[PD] FFT + dac~ delay issue
Mathieu Bouchard
matju at artengine.ca
Fri Sep 15 23:00:32 CEST 2006
On Fri, 15 Sep 2006, Chuckk Hubbard wrote:
> It highlights the fact that the thing observed is never the
> thing-in-itself, for one. That no matter how well you know any thing or
> system, it's still only your own mind that you are knowing.
No, because it's not your own mind that you are observing.
You really get to know things and systems.
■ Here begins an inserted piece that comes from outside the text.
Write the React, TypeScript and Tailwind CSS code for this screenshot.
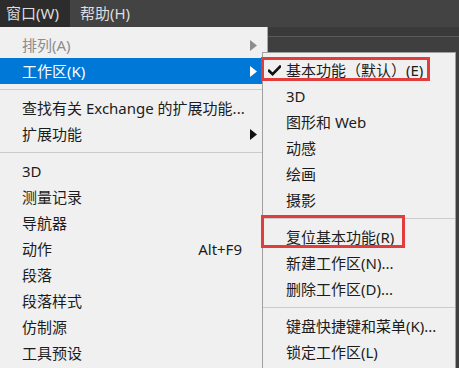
import React from "react";

const font = { fontFamily: '"Noto Sans", "Noto Sans CJK SC", sans-serif' };

function Arrow({ color }: { color: string }) {
  return (
    <svg width="7" height="11" viewBox="0 0 7 11" className="absolute right-[10px] top-[8px]">
      <polygon points="0,0 7,5.5 0,11" fill={color} />
    </svg>
  );
}

function Row({
  label,
  disabled,
  active,
  arrow,
  shortcut,
}: {
  label: string;
  disabled?: boolean;
  active?: boolean;
  arrow?: boolean;
  shortcut?: string;
}) {
  const color = active ? "text-white" : disabled ? "text-[#8d8d8d]" : "text-[#1c1c1c]";
  const bg = active ? "bg-[#0078d7]" : "";
  return (
    <div className={`relative h-[26px] flex items-center justify-between whitespace-nowrap pl-[22px] pr-[25px] ${bg} ${color}`}>
      <span>{label}</span>
      {shortcut && <span>{shortcut}</span>}
      {arrow && <Arrow color={active ? "#ffffff" : disabled ? "#8d8d8d" : "#111111"} />}
    </div>
  );
}

function Sep() {
  return (
    <div className="h-[11px] flex items-center">
      <div className="h-px w-full bg-[#cbcbcb]" />
    </div>
  );
}

function SubRow({ label, checked }: { label: string; checked?: boolean }) {
  return (
    <div className="h-[26px] flex items-center whitespace-nowrap text-[#1c1c1c]">
      <div className="w-[23px] flex items-center justify-center">
        {checked && (
          <svg width="13" height="11" viewBox="0 0 13 11">
            <path d="M1 5.8 L4.6 9.2 L12 1.6" stroke="#111" strokeWidth="2.6" fill="none" strokeLinecap="square" />
          </svg>
        )}
      </div>
      <span>{label}</span>
    </div>
  );
}

export default function App() {
  return (
    <div className="relative w-[459px] h-[368px] overflow-hidden bg-[#3c3c3c] text-[15px] leading-none" style={font}>
      <div className="h-[27px] bg-[#434343] flex text-[#dedede]">
        <div className="w-[70px] bg-[#2c2c2c] flex items-center pl-[6px] whitespace-nowrap">窗口(W)</div>
        <div className="flex items-center pl-[10px] whitespace-nowrap">帮助(H)</div>
      </div>
      <div className="flex h-[341px]">
        <div className="w-[268px] h-full bg-[#f0f0f0] border-r border-[#a9a9a9] pt-[5px]">
          <Row label="排列(A)" disabled arrow />
          <Row label="工作区(K)" active arrow />
          <Sep />
          <Row label="查找有关 Exchange 的扩展功能..." />
          <Row label="扩展功能" arrow />
          <Sep />
          <Row label="3D" />
          <Row label="测量记录" />
          <Row label="导航器" />
          <Row label="动作" shortcut="Alt+F9" />
          <Row label="段落" />
          <Row label="段落样式" />
          <Row label="仿制源" />
          <Row label="工具预设" />
        </div>
        <div className="flex-1 flex flex-col">
          <div className="h-[9px] bg-[#3a3a3a]" />
          <div className="h-px bg-[#5a5a5a]" />
          <div className="flex-1 bg-[#3f3f3f]" />
        </div>
      </div>

      <div className="absolute left-[262px] top-[52px] w-[194px] h-[330px] bg-[#f0f0f0] border border-[#a0a0a0] pt-[4px]">
        <SubRow label="基本功能（默认）(E)" checked />
        <SubRow label="3D" />
        <SubRow label="图形和 Web" />
        <SubRow label="动感" />
        <SubRow label="绘画" />
        <SubRow label="摄影" />
        <Sep />
        <SubRow label="复位基本功能(R)" />
        <SubRow label="新建工作区(N)..." />
        <SubRow label="删除工作区(D)..." />
        <Sep />
        <SubRow label="键盘快捷键和菜单(K)..." />
        <SubRow label="锁定工作区(L)" />
      </div>

      <div className="absolute left-[261px] top-[57px] w-[169px] h-[24px] border-[3px] border-[#e23c3c]" />
      <div className="absolute left-[261px] top-[215px] w-[144px] h-[33px] border-[3px] border-[#e23c3c]" />
    </div>
  );
}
It's the concept of the thing-in-itself that has to be abandoned; and
then, knowing something is redefined as having understood that thing
through the relations that you can have with it and make it have with
other things.
However, in the process of eliminating the concept of the thing-in-itself,
THEN what you are doing is getting to know your own mind (and other
minds). It's a process of understanding why you had that opposition
between thing-in-itself and relations-between-things, how that opposition
is not that useful and how your mental model can become simpler by
eliminating it.
Something like the concept of the thing-in-itself can appear in
mathematics and computer programming, but that's because those things
focus on invention rather than discovery. (ok, discovery can happen there,
but it always relies on things that have been purely invented before.)
> If there is such a thing, and it can never be accurately measured, then
> whether it is "particle" or "wave" isn't knowable or relevant.
Right: and by abandoning the stereotypes of "particle" and "wave" you are
getting to know yourself (or how thought processes work). Analogies have
to be abandoned when they stop working but we are often attached to them
more than what we should.
_ _ __ ___ _____ ________ _____________ _____________________ ...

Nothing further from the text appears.